DATA SHOWN:
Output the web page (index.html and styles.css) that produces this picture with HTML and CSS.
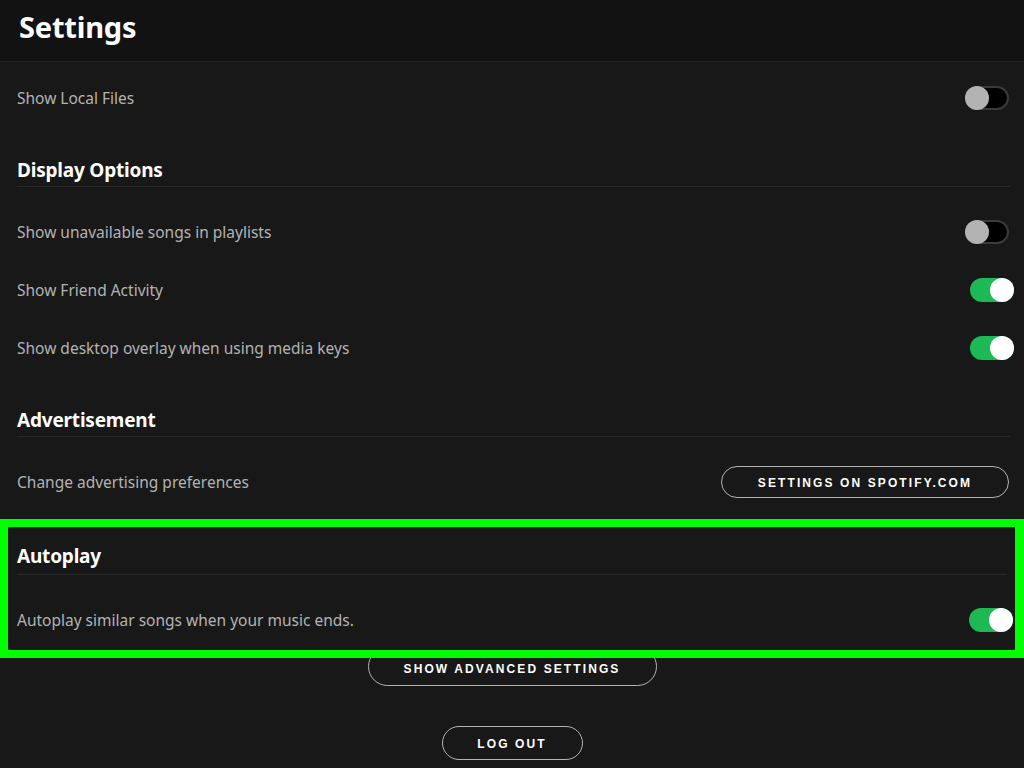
FILE: index.html
```html
<!DOCTYPE html>
<html>
<head>
<meta charset="utf-8">
<link rel="stylesheet" href="styles.css">
</head>
<body>
<header class="topbar"><h1 class="title">Settings</h1></header>
<main class="content">
  <div class="row">
    <span class="label">Show Local Files</span>
    <span class="toggle off"><span class="knob"></span></span>
  </div>

  <h2 class="section">Display Options</h2>
  <div class="row">
    <span class="label">Show unavailable songs in playlists</span>
    <span class="toggle off"><span class="knob"></span></span>
  </div>
  <div class="row">
    <span class="label">Show Friend Activity</span>
    <span class="toggle on"><span class="knob"></span></span>
  </div>
  <div class="row">
    <span class="label">Show desktop overlay when using media keys</span>
    <span class="toggle on"><span class="knob"></span></span>
  </div>

  <h2 class="section">Advertisement</h2>
  <div class="row">
    <span class="label">Change advertising preferences</span>
    <button class="pill wide">Settings on Spotify.com</button>
  </div>
</main>

<section class="highlight">
  <h2 class="section">Autoplay</h2>
  <div class="row short">
    <span class="label">Autoplay similar songs when your music ends.</span>
    <span class="toggle on"><span class="knob"></span></span>
  </div>
</section>

<div class="actions">
  <button class="pill advanced">Show Advanced Settings</button>
  <button class="pill logout">Log out</button>
</div>
</body>
</html>
```

FILE: styles.css
```css
html, body {
  margin: 0;
  padding: 0;
}
body {
  width: 1024px;
  height: 768px;
  overflow: hidden;
  background: #181818;
  color: #b3b3b3;
  font-family: "Noto Sans", "Liberation Sans", sans-serif;
}
.topbar {
  height: 61px;
  background: #121212;
  border-bottom: 1px solid #222;
  display: flex;
  align-items: center;
  padding-left: 19px;
}
.title {
  margin: 0 0 8px 0;
  font-size: 29px;
  font-weight: 700;
  color: #fff;
  letter-spacing: -0.2px;
}
.content {
  padding: 7px 14px 0 17px;
}
.row {
  height: 58px;
  display: flex;
  align-items: center;
  justify-content: space-between;
}
.label {
  font-size: 15.5px;
  color: #b3b3b3;
}
.section {
  margin: 0 0 16px 0;
  height: 60px;
  box-sizing: border-box;
  display: flex;
  align-items: flex-end;
  padding-bottom: 3px;
  font-size: 19px;
  font-weight: 700;
  color: #fff;
  letter-spacing: -0.2px;
  border-bottom: 1px solid #282828;
}
.toggle {
  position: relative;
  width: 44px;
  height: 24px;
  border-radius: 12px;
  box-sizing: border-box;
  flex: none;
}
.toggle.off {
  background: #000;
  border: 2px solid #3a3a3a;
  margin-right: 1px;
}
.toggle.on {
  background: #1db954;
  margin-right: -4px;
}
.knob {
  position: absolute;
  top: 50%;
  width: 24px;
  height: 24px;
  margin-top: -12px;
  border-radius: 50%;
}
.toggle.off .knob {
  left: -2px;
  background: #b3b3b3;
}
.toggle.on .knob {
  right: 0;
  background: #fff;
}
.pill {
  background: transparent;
  border: 1.5px solid #b3b3b3;
  border-radius: 500px;
  color: #fff;
  font-family: "Liberation Sans", Arial, sans-serif;
  font-weight: 700;
  font-size: 12px;
  letter-spacing: 2.1px;
  text-transform: uppercase;
  box-sizing: border-box;
  padding: 0;
}
.pill.wide {
  width: 288px;
  height: 32px;
  margin-right: 1px;
  padding-top: 1px;
}
.highlight {
  position: relative;
  z-index: 2;
  margin-top: 8px;
  border: 8px solid #00ff00;
  border-right-width: 9px;
  padding: 0 0 0 9px;
  height: 139px;
  box-sizing: border-box;
  background: #181818;
}
.highlight .section {
  height: 48px;
  margin-right: 0;
  margin-bottom: 16px;
  padding-bottom: 5px;
  width: 990px;
}
.highlight .row.short {
  height: 58px;
  width: 992px;
}
.actions {
  display: flex;
  flex-direction: column;
  align-items: center;
  margin-top: -11px;
  gap: 40px;
}
.pill.advanced {
  width: 289px;
  height: 39px;
  padding-top: 4px;
  position: relative;
  z-index: 1;
}
.pill.logout {
  width: 141px;
  height: 34px;
  padding-top: 1px;
}
```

WHAT TO DO: Return to the listing above and set it down exactly, leaving out its pictures.

OUTPUT FOR THIS EXERCISE:
Output the web page (index.html and styles.css) that produces this picture with HTML and CSS.
FILE: index.html
```html
<!DOCTYPE html>
<html>
<head>
<meta charset="utf-8">
<link rel="stylesheet" href="styles.css">
</head>
<body>
<header class="topbar"><h1 class="title">Settings</h1></header>
<main class="content">
  <div class="row">
    <span class="label">Show Local Files</span>
    <span class="toggle off"><span class="knob"></span></span>
  </div>

  <h2 class="section">Display Options</h2>
  <div class="row">
    <span class="label">Show unavailable songs in playlists</span>
    <span class="toggle off"><span class="knob"></span></span>
  </div>
  <div class="row">
    <span class="label">Show Friend Activity</span>
    <span class="toggle on"><span class="knob"></span></span>
  </div>
  <div class="row">
    <span class="label">Show desktop overlay when using media keys</span>
    <span class="toggle on"><span class="knob"></span></span>
  </div>

  <h2 class="section">Advertisement</h2>
  <div class="row">
    <span class="label">Change advertising preferences</span>
    <button class="pill wide">Settings on Spotify.com</button>
  </div>
</main>

<section class="highlight">
  <h2 class="section">Autoplay</h2>
  <div class="row short">
    <span class="label">Autoplay similar songs when your music ends.</span>
    <span class="toggle on"><span class="knob"></span></span>
  </div>
</section>

<div class="actions">
  <button class="pill advanced">Show Advanced Settings</button>
  <button class="pill logout">Log out</button>
</div>
</body>
</html>
```

FILE: styles.css
```css
html, body {
  margin: 0;
  padding: 0;
}
body {
  width: 1024px;
  height: 768px;
  overflow: hidden;
  background: #181818;
  color: #b3b3b3;
  font-family: "Noto Sans", "Liberation Sans", sans-serif;
}
.topbar {
  height: 61px;
  background: #121212;
  border-bottom: 1px solid #222;
  display: flex;
  align-items: center;
  padding-left: 19px;
}
.title {
  margin: 0 0 8px 0;
  font-size: 29px;
  font-weight: 700;
  color: #fff;
  letter-spacing: -0.2px;
}
.content {
  padding: 7px 14px 0 17px;
}
.row {
  height: 58px;
  display: flex;
  align-items: center;
  justify-content: space-between;
}
.label {
  font-size: 15.5px;
  color: #b3b3b3;
}
.section {
  margin: 0 0 16px 0;
  height: 60px;
  box-sizing: border-box;
  display: flex;
  align-items: flex-end;
  padding-bottom: 3px;
  font-size: 19px;
  font-weight: 700;
  color: #fff;
  letter-spacing: -0.2px;
  border-bottom: 1px solid #282828;
}
.toggle {
  position: relative;
  width: 44px;
  height: 24px;
  border-radius: 12px;
  box-sizing: border-box;
  flex: none;
}
.toggle.off {
  background: #000;
  border: 2px solid #3a3a3a;
  margin-right: 1px;
}
.toggle.on {
  background: #1db954;
  margin-right: -4px;
}
.knob {
  position: absolute;
  top: 50%;
  width: 24px;
  height: 24px;
  margin-top: -12px;
  border-radius: 50%;
}
.toggle.off .knob {
  left: -2px;
  background: #b3b3b3;
}
.toggle.on .knob {
  right: 0;
  background: #fff;
}
.pill {
  background: transparent;
  border: 1.5px solid #b3b3b3;
  border-radius: 500px;
  color: #fff;
  font-family: "Liberation Sans", Arial, sans-serif;
  font-weight: 700;
  font-size: 12px;
  letter-spacing: 2.1px;
  text-transform: uppercase;
  box-sizing: border-box;
  padding: 0;
}
.pill.wide {
  width: 288px;
  height: 32px;
  margin-right: 1px;
  padding-top: 1px;
}
.highlight {
  position: relative;
  z-index: 2;
  margin-top: 8px;
  border: 8px solid #00ff00;
  border-right-width: 9px;
  padding: 0 0 0 9px;
  height: 139px;
  box-sizing: border-box;
  background: #181818;
}
.highlight .section {
  height: 48px;
  margin-right: 0;
  margin-bottom: 16px;
  padding-bottom: 5px;
  width: 990px;
}
.highlight .row.short {
  height: 58px;
  width: 992px;
}
.actions {
  display: flex;
  flex-direction: column;
  align-items: center;
  margin-top: -11px;
  gap: 40px;
}
.pill.advanced {
  width: 289px;
  height: 39px;
  padding-top: 4px;
  position: relative;
  z-index: 1;
}
.pill.logout {
  width: 141px;
  height: 34px;
  padding-top: 1px;
}
```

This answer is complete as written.